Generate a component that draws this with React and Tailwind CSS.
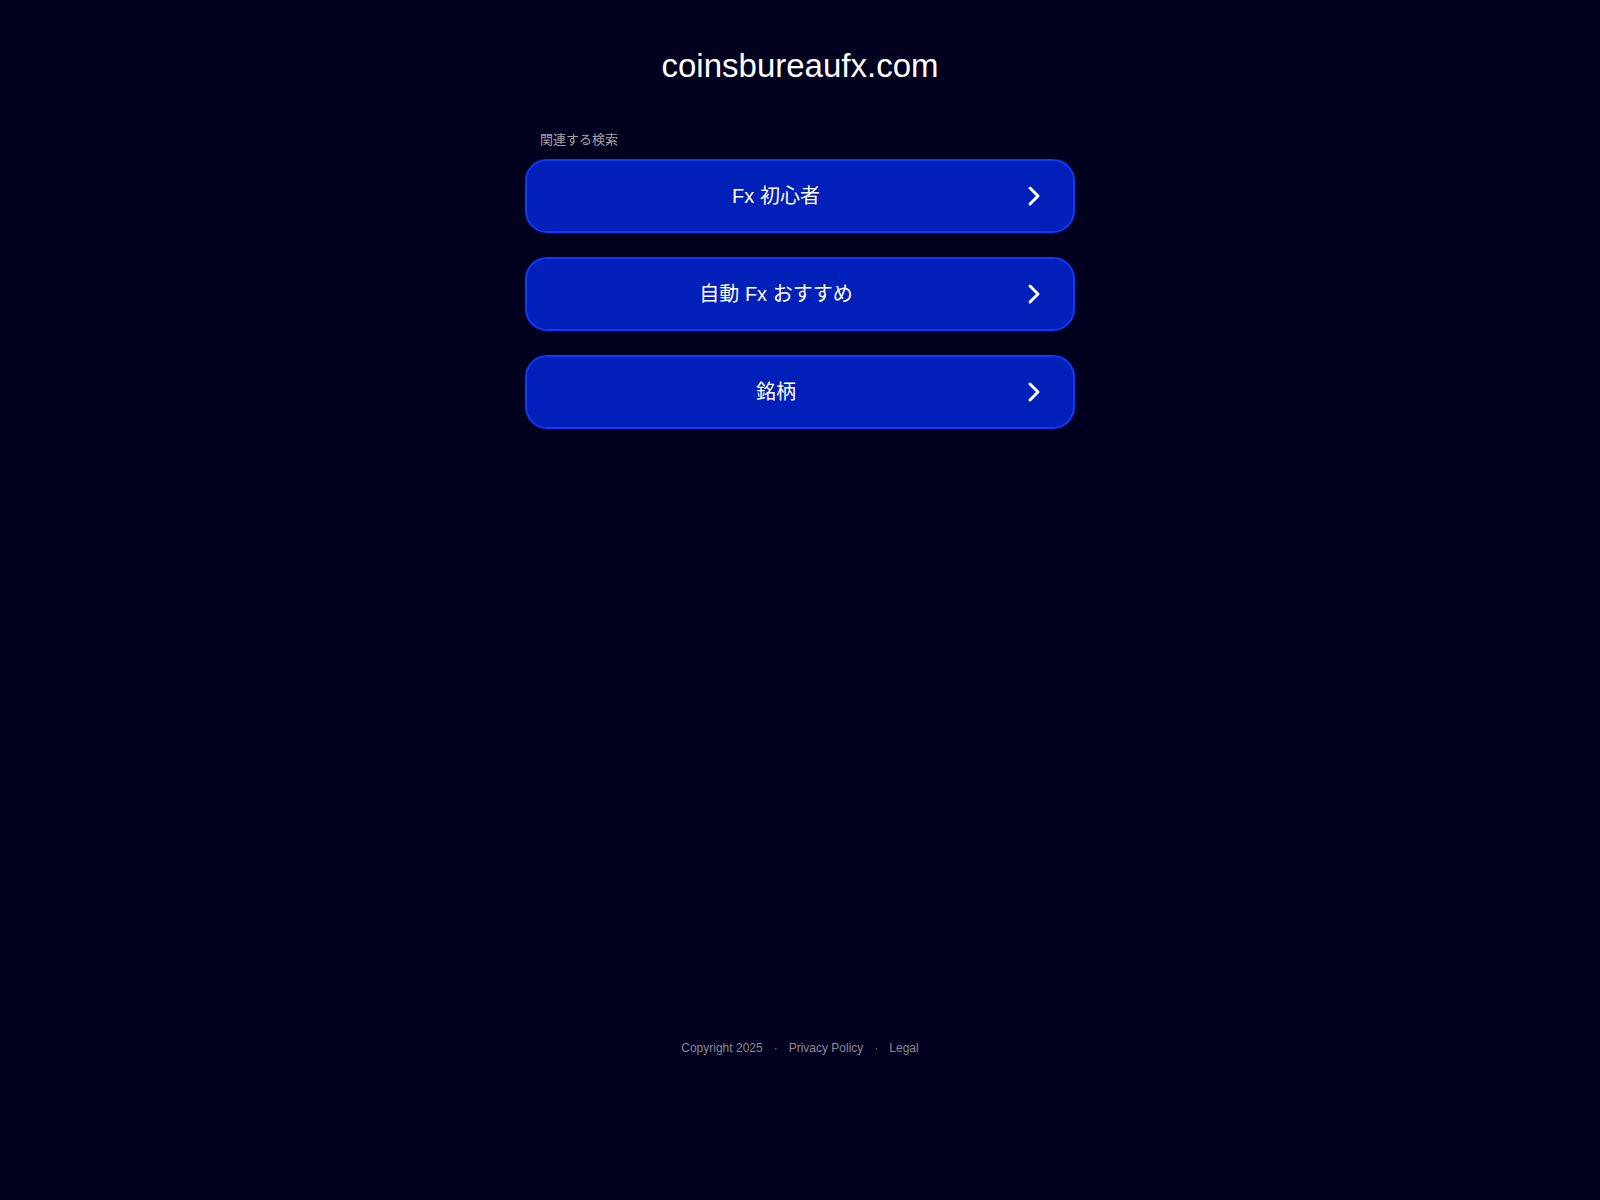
import React from 'react';

const searches = ['Fx 初心者', '自動 Fx おすすめ', '銘柄'];

const Chevron = () => (
  <svg width="16" height="22" viewBox="0 0 16 22" fill="none">
    <path d="M4 3 L12 11 L4 19" stroke="white" strokeWidth="3" strokeLinecap="round" strokeLinejoin="round" />
  </svg>
);

export default function App() {
  return (
    <div
      className="min-h-[1200px] bg-[#01011f] text-white flex flex-col items-center"
      style={{ fontFamily: '"Liberation Sans", Arial, "Noto Sans CJK JP", sans-serif' }}
    >
      {/* --- Header --- */}
      <h1 className="mt-[46px] text-[33px] leading-[40px] font-normal">coinsbureaufx.com</h1>

      {/* --- Related searches --- */}
      <div className="mt-[46px] w-[550px]">
        <p className="pl-[15px] text-[13px] leading-[16px] text-[#a3a3a8]">関連する検索</p>
        <div className="mt-[11px] flex flex-col gap-[24px]">
          {searches.map((s) => (
            <a
              key={s}
              href="#"
              className="flex items-center h-[74px] rounded-[22px] bg-[#0020b9] border-2 border-[#0a3dfb] pl-[20px] pr-[20px]"
            >
              <span className="flex-1 text-center text-[20px] leading-[24px] text-white">{s}</span>
              <span className="w-[48px] pl-[10px] flex justify-center">
                <Chevron />
              </span>
            </a>
          ))}
        </div>
      </div>

      {/* --- Footer --- */}
      <div className="mt-[612px] flex items-center gap-[11px] text-[12px] leading-[14px] text-[#8a8a94]">
        <span>Copyright 2025</span>
        <span>·</span>
        <span>Privacy Policy</span>
        <span>·</span>
        <span>Legal</span>
      </div>
    </div>
  );
}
^^^^^^^^^^^^^^^^
§ **Exercise**: Take the material above from its first line through the line holding "const searches = ['Fx" and set it down exactly, without the pictures.

§ **Completed task**:
Generate a component that draws this with React and Tailwind CSS.
import React from 'react';

const searches = ['Fx 初心者', '自動 Fx おすすめ', '銘柄'];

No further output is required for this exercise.